Factor Markets with Monopoly Power

Just as buyers of inputs can have monopsony power, sellers of inputs can have monopoly power. In the extreme, the seller of an input may be a monopolist, as when a firm has a patent to produce a computer chip that no other firm can duplicate. Because the most important example of monop­oly power in factor markets involves labor unions, we will concentrate most of our attention there. In the subsections that follow, we show how a labor union, which is a monopolist in the sale of labor services, might increase the well-being of its members and substantially affect nonunionized workers.

1. Monopoly Power over the Wage Rate

Figure 14.15 shows a demand for labor curve in a market with no monopsony power: It aggregates the marginal revenue products of firms that compete to buy labor. The labor supply curve describes how union members would supply labor if the union exerted no monopoly power. In that case, the labor market would be competitive, and L* workers would be hired at a wage of w*, where demand DL equals supply SL.

Because of its monopoly power, however, the union can choose any wage rate and the corresponding quantity of labor supplied, just as a monopolist seller of output chooses price and the corresponding quantity of output. If the union wanted to maximize the number of workers hired, it would choose the com­petitive outcome at A. However, if the union wished to obtain a higher-than- competitive wage, it could restrict its membership to L1 workers. As a result, the firm would pay a wage rate of w1. Although union members who work would be better off, those who cannot find jobs would be worse off.

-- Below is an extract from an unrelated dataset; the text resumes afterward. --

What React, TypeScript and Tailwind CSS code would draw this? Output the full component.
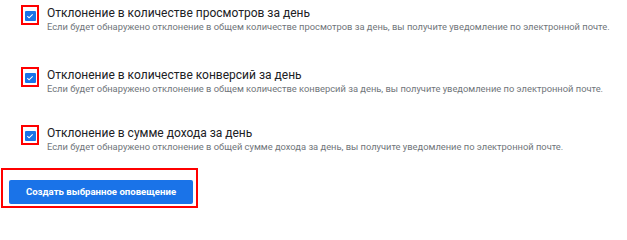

Is a policy of restrictive union membership worthwhile? If the union wishes to maximize the economic rent that its workers receive, the answer is yes. By restricting membership, the union would be acting like a monopolist, which restricts output in order to maximize profit. To a firm, profit is the revenue that it receives less its opportunity costs. To a union, rent represents the wages that its members earn as a group in excess of their opportunity cost. To maximize rent, the union must choose the number of workers hired so that the marginal revenue to the union (the additional wages earned) is equal to the extra cost of inducing workers to work. This cost is a marginal opportunity cost because it is a measure of what an employer has to offer an additional worker to get him or her to work for the firm. However, the wage that is necessary to encourage addi­tional workers to take jobs is given by the supply of labor curve SL.

The rent-maximizing combination of wage rate and number of workers is given by the intersection of the MR and SL curves. We have chosen the wage-employment combination of w1 and L1 with the rent-maximization premise in mind. The shaded area below the demand for labor curve, above the supply of labor curve and to the left of L1, represents the economic rent that all workers receive.

A rent-maximizing policy might benefit nonunion workers if they can find non­union jobs. However, if these jobs are not available, rent maximization could cre­ate too sharp a distinction between winners and losers. An alternative objective is to maximize the aggregate wages that all union members receive. Look again at the example in Figure 14.15. To achieve this goal, the number of workers hired is increased from L1 until the marginal revenue to the union is equal to zero. Because any further employment decreases total wage payments, aggregate wages are maximized when the wage is equal to w2 and the number of workers is equal to L2.

2. Unionized and Nonunionized Workers

When the union uses its monopoly power to increase members’ wages, fewer unionized workers are hired. Because these workers either move to the non­union sector or choose initially not to join the union, it is important to under­stand what happens in the nonunionized part of the economy.

Assume that the total supply of unionized and nonunionized workers is fixed. In Figure 14.16, the market supply of labor in both sectors is given by SL. The demand for labor by firms in the unionized sector is given by D , the demand in the nonunionized sector by DNU. Total market demand is the hori­zontal sum of the demands in the two sectors and is given by D.

Suppose the union chooses to increase the wage rate of its workers above the competitive wage w*, to wU. At that wage rate, the number of workers hired in the unionized sector falls by an amount ALU, as shown on the horizontal axis. As these workers find employment in the nonunionized sector, the wage rate in that sector adjusts until the labor market is in equilibrium. At the new wage rate in the nonunionized sector, wNU, the additional number of workers hired in that sector, A LNU, is equal to the number of workers who left the unionized sector.

Figure 14.16 shows an adverse consequence of a union strategy directed toward raising union wages: Nonunionized wages fall. Unionization can improve working conditions and provide useful information to workers and management. But when the demand for labor is not perfectly inelastic, union workers are helped at the expense of nonunion workers.